Torture is intrinsically evil.

But still, people insist on the definition of torture. To me the definition of torture is self evident but a satisfying take was published by The Public Discourse in an essay "Torture, What it is, and Why it is Wrong."

Its conclusion was as follows:
Yet taken en masse, the range of enhanced interrogation techniques looks very much like a strategy for breaking down hardened characters bit by bit; standing naked, shackled, deprived of sleep, kept awake with cold water and loud noise, prevented from cleaning oneself after defecation, and subject to painful (though not physically damaging) slaps and disorienting smacks against a wall—and then subject to repeated waterboarding over a course of weeks or months: this looks like precisely the sort of choice described by Lee and myself (though I do not, of course, speak for Lee in drawing my conclusions), viz., the choice to disrupt an agent’s capacities for personal integrity by disrupting his control over his emotions, choices, self-awareness and self-image, connection to other human beings, and judgments.

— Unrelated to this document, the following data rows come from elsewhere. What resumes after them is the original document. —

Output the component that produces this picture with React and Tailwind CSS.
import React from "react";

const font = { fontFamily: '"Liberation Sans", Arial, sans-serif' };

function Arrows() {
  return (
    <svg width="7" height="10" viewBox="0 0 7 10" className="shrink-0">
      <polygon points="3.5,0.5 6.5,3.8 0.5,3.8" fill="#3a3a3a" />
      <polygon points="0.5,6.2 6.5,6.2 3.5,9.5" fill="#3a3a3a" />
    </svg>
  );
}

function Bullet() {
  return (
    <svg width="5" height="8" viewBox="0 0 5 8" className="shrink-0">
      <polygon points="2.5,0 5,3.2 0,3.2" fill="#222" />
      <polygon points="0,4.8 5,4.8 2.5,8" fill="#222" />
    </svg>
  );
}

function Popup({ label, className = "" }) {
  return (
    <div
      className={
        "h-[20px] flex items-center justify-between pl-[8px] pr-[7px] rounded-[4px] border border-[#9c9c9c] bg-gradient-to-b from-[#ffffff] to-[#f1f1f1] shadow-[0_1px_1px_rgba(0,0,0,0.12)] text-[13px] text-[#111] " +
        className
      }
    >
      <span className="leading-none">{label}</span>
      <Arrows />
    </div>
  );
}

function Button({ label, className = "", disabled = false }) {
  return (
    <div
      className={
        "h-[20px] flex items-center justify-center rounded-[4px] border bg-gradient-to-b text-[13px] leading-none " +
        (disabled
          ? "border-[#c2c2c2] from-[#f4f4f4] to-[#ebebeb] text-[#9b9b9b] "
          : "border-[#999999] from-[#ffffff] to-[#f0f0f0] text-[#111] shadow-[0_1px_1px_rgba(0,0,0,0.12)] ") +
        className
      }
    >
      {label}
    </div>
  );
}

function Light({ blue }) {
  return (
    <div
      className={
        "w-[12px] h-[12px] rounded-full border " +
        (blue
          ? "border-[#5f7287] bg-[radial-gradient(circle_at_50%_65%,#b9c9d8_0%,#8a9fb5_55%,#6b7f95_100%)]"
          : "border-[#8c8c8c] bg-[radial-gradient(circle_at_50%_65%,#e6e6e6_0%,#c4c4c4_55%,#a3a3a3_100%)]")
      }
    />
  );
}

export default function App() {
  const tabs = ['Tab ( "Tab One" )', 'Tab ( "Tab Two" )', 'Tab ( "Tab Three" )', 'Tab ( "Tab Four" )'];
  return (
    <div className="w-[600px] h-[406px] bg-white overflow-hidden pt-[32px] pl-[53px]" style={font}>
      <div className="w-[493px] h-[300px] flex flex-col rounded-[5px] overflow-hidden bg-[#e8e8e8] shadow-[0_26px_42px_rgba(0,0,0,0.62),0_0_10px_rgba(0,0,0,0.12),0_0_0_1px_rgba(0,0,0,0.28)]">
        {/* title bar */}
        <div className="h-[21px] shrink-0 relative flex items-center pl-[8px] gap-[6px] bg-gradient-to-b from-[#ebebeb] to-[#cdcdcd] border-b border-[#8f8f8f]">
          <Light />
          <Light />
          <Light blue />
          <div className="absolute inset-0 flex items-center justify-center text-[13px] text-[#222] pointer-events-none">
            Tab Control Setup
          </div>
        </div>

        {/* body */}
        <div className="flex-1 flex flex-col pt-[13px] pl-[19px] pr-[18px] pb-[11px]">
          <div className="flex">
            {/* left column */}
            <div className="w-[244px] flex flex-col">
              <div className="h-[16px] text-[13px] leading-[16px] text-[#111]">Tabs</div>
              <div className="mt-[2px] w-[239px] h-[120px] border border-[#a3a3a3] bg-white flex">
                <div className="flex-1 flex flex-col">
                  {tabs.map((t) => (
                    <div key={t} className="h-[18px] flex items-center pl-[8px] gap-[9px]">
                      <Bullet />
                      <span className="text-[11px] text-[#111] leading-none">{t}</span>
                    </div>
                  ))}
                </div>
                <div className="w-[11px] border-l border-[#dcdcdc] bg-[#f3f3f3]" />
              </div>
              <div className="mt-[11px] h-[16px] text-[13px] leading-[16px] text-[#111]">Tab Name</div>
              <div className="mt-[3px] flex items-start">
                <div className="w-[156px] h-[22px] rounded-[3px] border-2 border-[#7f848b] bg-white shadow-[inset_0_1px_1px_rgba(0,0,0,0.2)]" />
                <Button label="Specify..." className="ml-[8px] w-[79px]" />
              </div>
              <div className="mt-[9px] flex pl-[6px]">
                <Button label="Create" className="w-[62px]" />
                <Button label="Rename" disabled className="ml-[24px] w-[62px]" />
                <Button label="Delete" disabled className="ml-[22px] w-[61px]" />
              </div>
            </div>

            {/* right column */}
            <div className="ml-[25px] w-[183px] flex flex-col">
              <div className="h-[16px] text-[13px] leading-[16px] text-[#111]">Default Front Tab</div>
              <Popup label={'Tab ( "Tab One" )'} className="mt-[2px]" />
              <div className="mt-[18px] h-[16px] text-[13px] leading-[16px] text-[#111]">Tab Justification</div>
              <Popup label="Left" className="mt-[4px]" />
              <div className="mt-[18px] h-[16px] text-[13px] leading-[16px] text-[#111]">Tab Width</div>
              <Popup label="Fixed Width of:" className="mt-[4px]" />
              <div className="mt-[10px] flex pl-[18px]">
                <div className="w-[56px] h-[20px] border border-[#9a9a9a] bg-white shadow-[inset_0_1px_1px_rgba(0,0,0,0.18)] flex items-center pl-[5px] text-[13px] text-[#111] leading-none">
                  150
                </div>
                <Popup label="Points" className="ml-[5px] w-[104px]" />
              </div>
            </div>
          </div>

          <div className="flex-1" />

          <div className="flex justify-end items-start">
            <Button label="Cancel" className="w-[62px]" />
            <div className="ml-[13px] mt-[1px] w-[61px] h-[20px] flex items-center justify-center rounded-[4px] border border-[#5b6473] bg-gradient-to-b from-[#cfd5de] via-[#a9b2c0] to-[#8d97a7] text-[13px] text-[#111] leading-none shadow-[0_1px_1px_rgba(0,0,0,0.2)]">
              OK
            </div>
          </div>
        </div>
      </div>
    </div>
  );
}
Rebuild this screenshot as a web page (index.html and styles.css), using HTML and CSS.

If so, then neither legal distinctions between this and the infliction of severe pain and suffering, nor consequentialist judgments about national security, nor even reasonable awareness that these terrorists were bad people, and that the US was in a very difficult situation, making hard choices under considerable stress with, in most cases, the good of the country in view, should obscure the judgment that these approaches involved torture. This judgment should especially guide us in going forward: we should repudiate such techniques across all intelligence gathering operations, as was done in the Army Field Manual for Human Intelligence Collector Operations and resolve to hold such operations to the highest moral standards. But we should hope that such a resolve is possible without descent into the politicizing and partisanship that threatens to knock any effort at serious moral self-criticism off course.
The problem is, I suspect, is that the partisanship is really what stands in the way.

I find it very difficult to understand the reasoning that calling torture a rose makes it any less torture. "Let us do evil that good may result". Feel free to tread there. But do so at the risk St. Paul mentioned.